Ozon Het verhaal van het “ozongat” loopt ook weer in dezelfde richting. Door de satelliet-technologie werd het eenvoudiger de gassamenstelling van de atmosfeer te meten. Daarbij werd boven Antarctica een sterk verminderde ozonconcentratie vastgesteld, vooral na de winter. Wetenschappers zagen een reden voor
media-alarm want de absorptie van UVB-straling zou sterk dalen met als gevolg niet enkel effecten op de huid zoals veroudering en kanker, maar ook cataract, verminderde plantengroei, enz.
Door studies werd de schuldige aangewezen, namelijk de halogenen (hoofdzakelijk chloor en fluor) en kon men de oplossing aanreiken door FCKW’s (Fluor Chloor Koolwaterstoffen) te bannen. Die werden wijdverbreid onder de groepsnaam ‘freon’ als medium in spuitbussen en koelinstallaties gebruikt. In 1979 werd dat verbod met het Montreal Protocol geregeld onder beheer van UNEP.
Intussen is 16 september in 1994 door de UNO als “World Ozone Day” uitgeroepen zodat het probleem media-aandacht blijft krijgen.

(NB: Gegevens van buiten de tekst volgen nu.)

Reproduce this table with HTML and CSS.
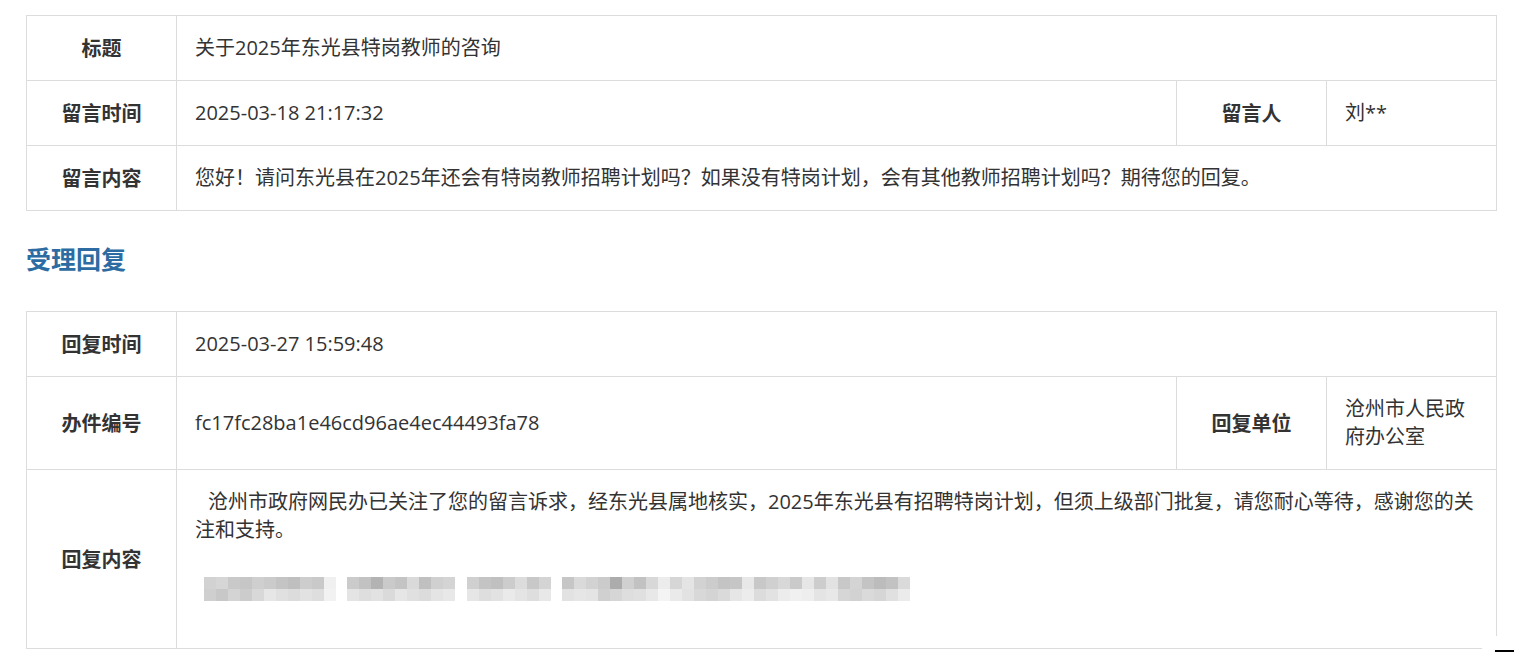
FILE: index.html
```html
<!DOCTYPE html>
<html lang="zh-CN">
<head>
<meta charset="utf-8">
<title>留言详情</title>
<link rel="stylesheet" href="styles.css">
</head>
<body>
<div class="page">
  <table class="info">
    <colgroup><col class="c-label"><col class="c-value"><col class="c-label"><col class="c-side"></colgroup>
    <tr><th>标题</th><td colspan="3">关于2025年东光县特岗教师的咨询</td></tr>
    <tr><th>留言时间</th><td>2025-03-18 21:17:32</td><th>留言人</th><td>刘**</td></tr>
    <tr><th>留言内容</th><td colspan="3">您好！请问东光县在2025年还会有特岗教师招聘计划吗？如果没有特岗计划，会有其他教师招聘计划吗？期待您的回复。</td></tr>
  </table>

  <h2 class="section-title">受理回复</h2>

  <table class="info">
    <colgroup><col class="c-label"><col class="c-value"><col class="c-label"><col class="c-side"></colgroup>
    <tr><th>回复时间</th><td colspan="3">2025-03-27 15:59:48</td></tr>
    <tr><th>办件编号</th><td>fc17fc28ba1e46cd96ae4ec44493fa78</td><th>回复单位</th><td>沧州市人民政府办公室</td></tr>
    <tr class="reply-row"><th>回复内容</th><td colspan="3" class="reply">
      <p class="reply-text">沧州市政府网民办已关注了您的留言诉求，经东光县属地核实，2025年东光县有招聘特岗计划，但须上级部门批复，请您耐心等待，感谢您的关注和支持。</p>
      <div class="mosaic" aria-hidden="true">
        <span class="mz mz1"></span><span class="mz mz2"></span><span class="mz mz3"></span><span class="mz mz4"></span>
      </div>
    </td></tr>
  </table>
</div>
<div class="corner"></div>
</body>
</html>
```

FILE: styles.css
```css
html, body {
  margin: 0;
  background: #fff;
}
body {
  font-family: "Open Sans", "Noto Sans CJK SC", sans-serif;
  color: #333;
}
.page {
  padding: 15px 0 0 26px;
}
.info {
  border-collapse: collapse;
  table-layout: fixed;
  width: 1471px;
}
.c-label { width: 150px; }
.c-value { width: 1000px; }
.c-side { width: 170px; }

.info th,
.info td {
  border: 1px solid #dcdcdc;
  padding: 18px 18px;
  font-size: 20px;
  line-height: 28px;
  color: #333;
  vertical-align: middle;
}
.info th {
  font-family: "Noto Sans CJK SC", sans-serif;
  font-weight: bold;
  text-align: center;
}
.info td {
  text-align: left;
  font-weight: normal;
}

.section-title {
  margin: 32px 0 38px;
  font-family: "Noto Sans CJK SC", sans-serif;
  font-size: 25px;
  line-height: 30px;
  font-weight: bold;
  color: #2d6ca2;
}

.info td.reply {
  vertical-align: top;
  padding-bottom: 47px;
}
.reply-text {
  margin: 0;
  text-indent: 13px;
}

.mosaic {
  display: flex;
  margin: 33px 0 0 9px;
  height: 24px;
}
.mz {
  display: block;
  height: 24px;
  background-repeat: no-repeat;
  background-size: 100% 12px, 100% 12px;
  background-position: 0 0, 0 12px;
}
.mz1 {
  width: 132px;
  background-image:
    linear-gradient(90deg, #d2d2d2 0 12px, #d6d6d6 12px 24px, #c9c9c9 24px 36px, #c6c6c6 36px 48px, #cfcfcf 48px 60px, #cbcbcb 60px 72px, #c4c4c4 72px 84px, #bfbfbf 84px 96px, #cdcdcd 96px 108px, #c9c9c9 108px 120px, #f0f0f0 120px 132px),
    linear-gradient(90deg, #cfcfcf 0 12px, #c8c8c8 12px 24px, #d4d4d4 24px 36px, #cccccc 36px 48px, #d8d8d8 48px 60px, #e6e6e6 60px 72px, #e0e0e0 72px 84px, #dcdcdc 84px 96px, #e2e2e2 96px 108px, #dedede 108px 120px, #f2f2f2 120px 132px);
}
.mz2 {
  width: 108px;
  margin-left: 11px;
  background-image:
    linear-gradient(90deg, #cbcbcb 0 12px, #c2c2c2 12px 24px, #b3b3b3 24px 36px, #cacaca 36px 48px, #c4c4c4 48px 60px, #dadada 60px 72px, #c0c0c0 72px 84px, #d0d0d0 84px 96px, #d4d4d4 96px 108px),
    linear-gradient(90deg, #e4e4e4 0 12px, #dedede 12px 24px, #e2e2e2 24px 36px, #dadada 36px 48px, #e6e6e6 48px 60px, #e0e0e0 60px 72px, #dcdcdc 72px 84px, #e4e4e4 84px 96px, #e8e8e8 96px 108px);
}
.mz3 {
  width: 84px;
  margin-left: 12px;
  background-image:
    linear-gradient(90deg, #d0d0d0 0 12px, #c4c4c4 12px 24px, #c0c0c0 24px 36px, #cccccc 36px 48px, #dcdcdc 48px 60px, #c8c8c8 60px 72px, #d4d4d4 72px 84px),
    linear-gradient(90deg, #e6e6e6 0 12px, #dedede 12px 24px, #e2e2e2 24px 36px, #eaeaea 36px 48px, #e4e4e4 48px 60px, #dedede 60px 72px, #e8e8e8 72px 84px);
}
.mz4 {
  width: 348px;
  margin-left: 11px;
  background-image:
    linear-gradient(90deg, #c6c6c6 0 12px, #dadada 12px 24px, #d2d2d2 24px 36px, #cbcbcb 36px 48px, #acacac 48px 60px, #d0d0d0 60px 72px, #c2c2c2 72px 84px, #d8d8d8 84px 96px, #ececec 96px 108px, #d6d6d6 108px 120px, #e4e4e4 120px 132px, #d2d2d2 132px 144px, #cccccc 144px 156px, #c4c4c4 156px 168px, #c6c6c6 168px 180px, #e8e8e8 180px 192px, #c8c8c8 192px 204px, #d0d0d0 204px 216px, #d8d8d8 216px 228px, #cacaca 228px 240px, #e6e6e6 240px 252px, #cdcdcd 252px 264px, #e2e2e2 264px 276px, #c8c8c8 276px 288px, #d4d4d4 288px 300px, #c4c4c4 300px 312px, #bcbcbc 312px 324px, #c2c2c2 324px 336px, #dadada 336px 348px),
    linear-gradient(90deg, #e2e2e2 0 12px, #e6e6e6 12px 24px, #e4e4e4 24px 36px, #d0d0d0 36px 48px, #d6d6d6 48px 60px, #dedede 60px 72px, #e0e0e0 72px 84px, #e8e8e8 84px 96px, #f4f4f4 96px 108px, #eaeaea 108px 120px, #e2e2e2 120px 132px, #d8d8d8 132px 144px, #d4d4d4 144px 156px, #dadada 156px 168px, #e6e6e6 168px 180px, #ececec 180px 192px, #dcdcdc 192px 204px, #e2e2e2 204px 216px, #ececec 216px 228px, #f0f0f0 228px 240px, #eeeeee 240px 252px, #e4e4e4 252px 264px, #e8e8e8 264px 276px, #d6d6d6 276px 288px, #d2d2d2 288px 300px, #dadada 300px 312px, #d6d6d6 312px 324px, #e0e0e0 324px 336px, #ebebeb 336px 348px);
}

.corner {
  position: absolute;
  left: 1482px;
  top: 636px;
  width: 32px;
  height: 16px;
  background: #fff;
}
.corner::after {
  content: "";
  position: absolute;
  left: 13px;
  top: 14px;
  width: 19px;
  height: 2px;
  background: #000;
}
```
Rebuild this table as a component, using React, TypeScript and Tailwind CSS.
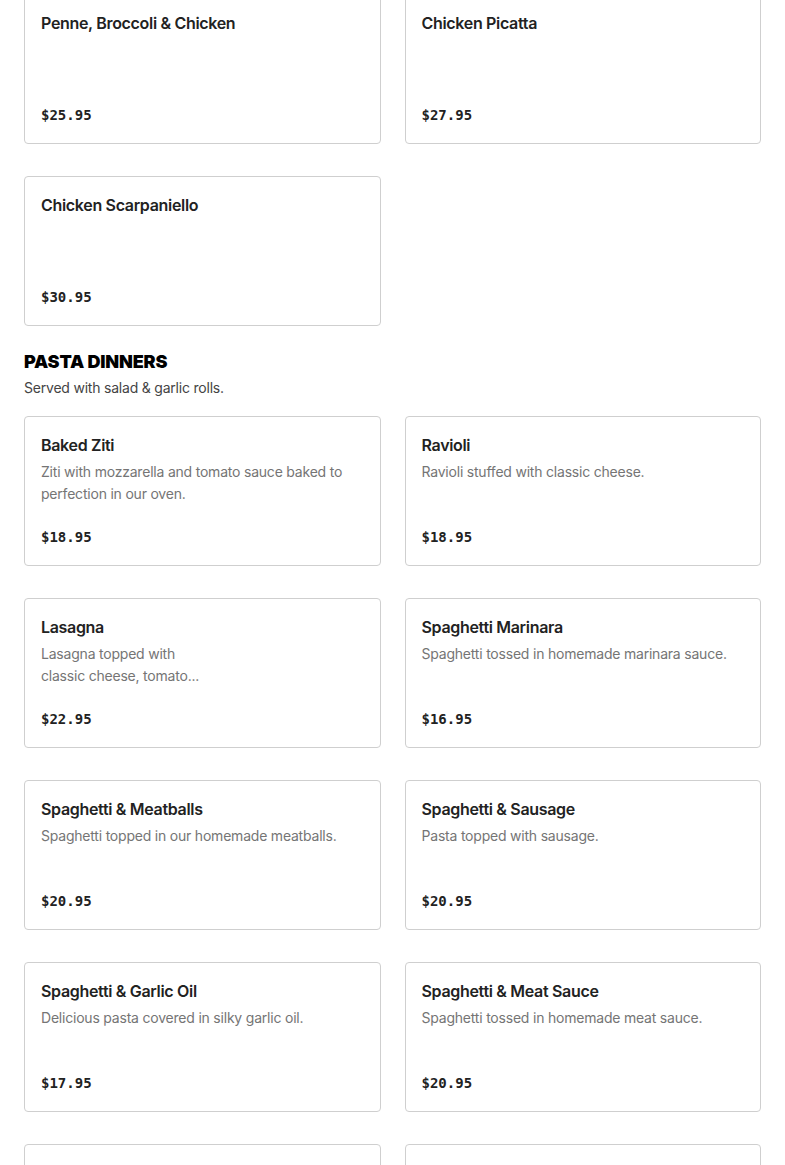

De wetenschappers hebben bij hun onderzoek een belangrijk signaal genegeerd. FCKW’s werden vooral in het noordelijk halfrond gebruikt, maar het “ozongat” bevond zich boven de Zuidpool en niet aan de Noordpool. Maar daardoor werd niemand verontrust: de ban trad in werking.
Het FCKW-verbod wordt als het meest succesvolle programma in zijn soort gevierd. Dat hoeft niet te verwonderen want een EPA-studie van 1986 voorspelde voor de VS 40 miljoen slachtoffers en 800 000 kankerdoden over 88 jaar. De industrie vreesde een lawine aan rechtszaken, en nam snel actie. Het Montreal akkoord was dan ook een formaliteit.
De snelle afbouw van het FCKW-verbruik – tot vandaag virtueel nul – is
hier te vinden maar bleef tot heden zonder enig effect op het ozongat. Zie onderstaande grafiek. Wetenschappers beweren dat er wel een effect is: het is enkel een beetje trager dan verwacht. De herstelperiode, aanvankelijk gesteld op 25 jaar, is al bijgesteld tot 150 jaar. Is dit een signaal dat er misschien toch iets niet helemaal klopt?